Mi objetivo es abrir más salones de uñas. Ya he considerado un par de lugares, pero todavía no he reunido lo suficiente para comprar todo el equipo. Además, también me dedico a formar a otras manicuristas, o incluso a chicas que solo quieren aprender a hacerse la manicura ellas mismas. Aunque eso, como dirían los taxistas, lo hago más bien por gusto.
Por supuesto, no todo es tan sencillo: hay clientas insatisfechas y momentos de agotamiento en los que dan ganas de dejarlo todo e irse a la Antártida a visitar a los pingüinos. Pero el amor por mi profesión lo supera todo, y, claro, también el dinero.
Una vez vino a hacerse la manicura una excompañera de escuela que me había hecho la vida imposible en aquellos años. Comenzamos a conversar y, de repente, me dijo: “Déjame ayudarte a conseguir un trabajo de verdad, y al cabo eres arquitecta de profesión”. Le respondí sin rodeos: “Gracias por preocuparte, pero estoy en el lugar correcto y me pagan mejor”.
Ya he formado mi propio círculo social, formado por otras manicuristas independientes.

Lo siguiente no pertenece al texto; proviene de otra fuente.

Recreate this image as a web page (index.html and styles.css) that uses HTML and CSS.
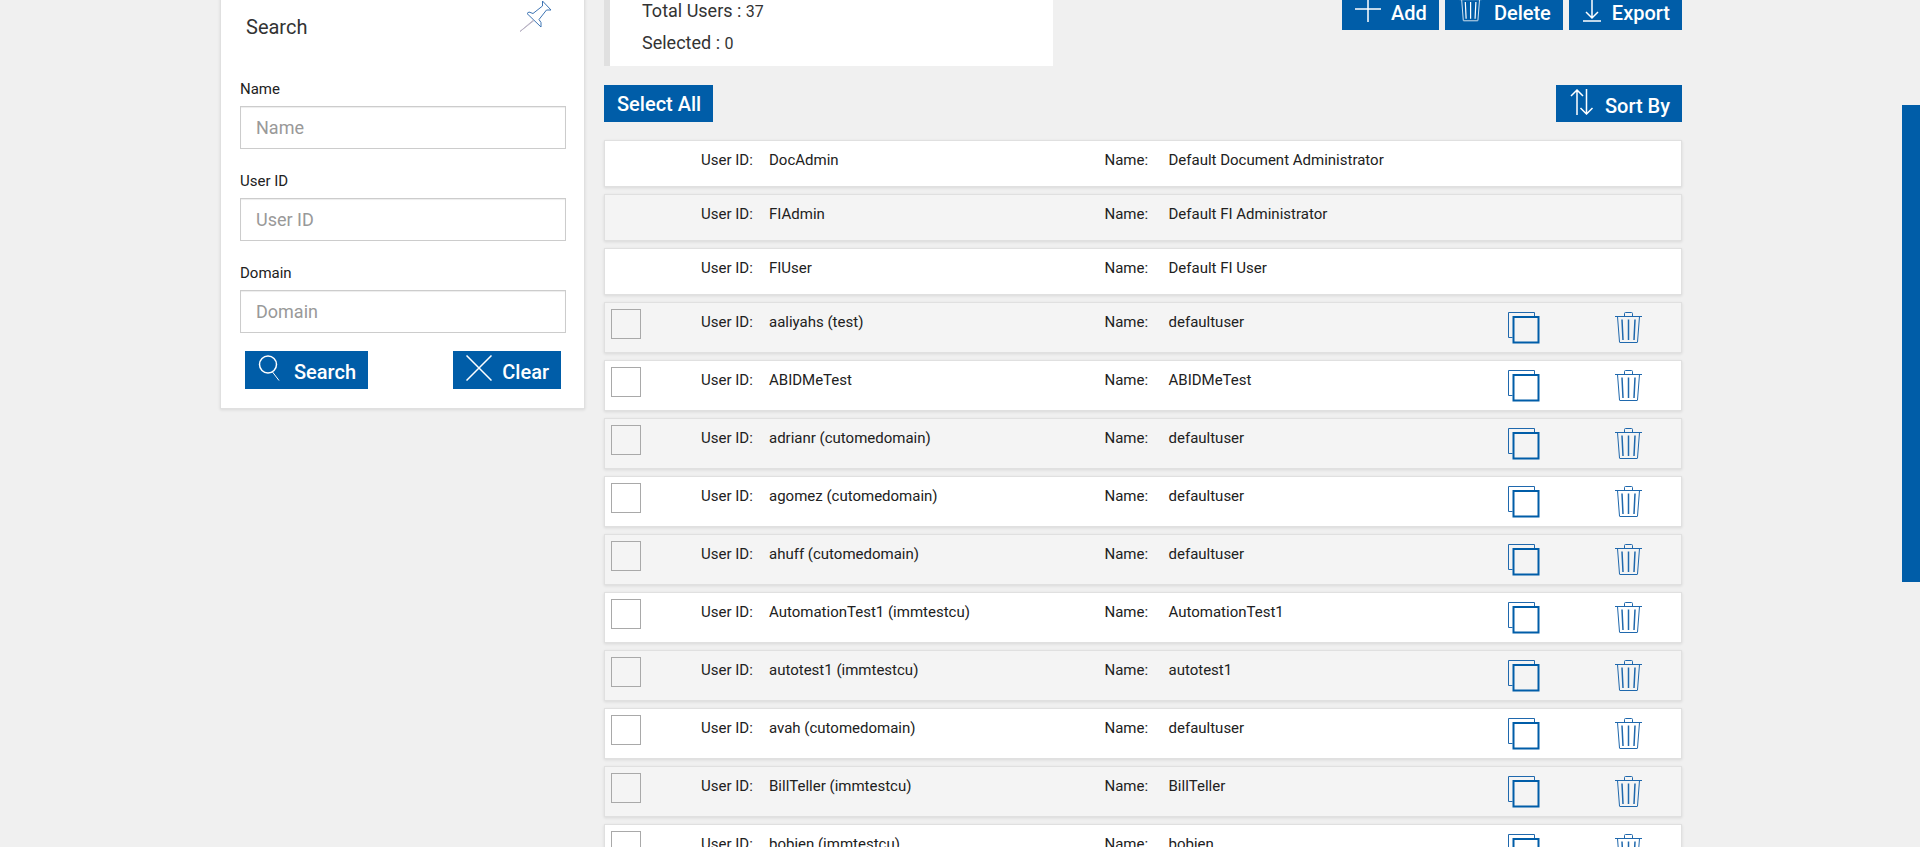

Charlamos por redes sociales, compartimos secretos, e incluso, de vez en cuando, salimos juntas a tomar un café. Por supuesto, no faltan los chismes sobre clientas. Una vez, una colega me contó una historia que me hizo reír a carcajadas: “Mientras le limaba las uñas a una clienta, conversábamos. De pronto, me di cuenta de que era la nueva esposa de mi exmarido. Me reí y se lo dije. Ella se sonrojó de inmediato y metió la mano izquierda bajo la mesa con torpeza. Resulta que llevaba una pulsera que mi exmarido me quitó con orgullo después del divorcio y dijo que se la daría a su nueva esposa”.
Mi novio, bueno, ahora mi esposo, nos observa y, a veces, en broma, dice que también va a dejar su trabajo para convertirse en manicurista. Y yo no me opongo; así podrá atender a quienes quieran embellecer sus uñas en otro de nuestros espacios.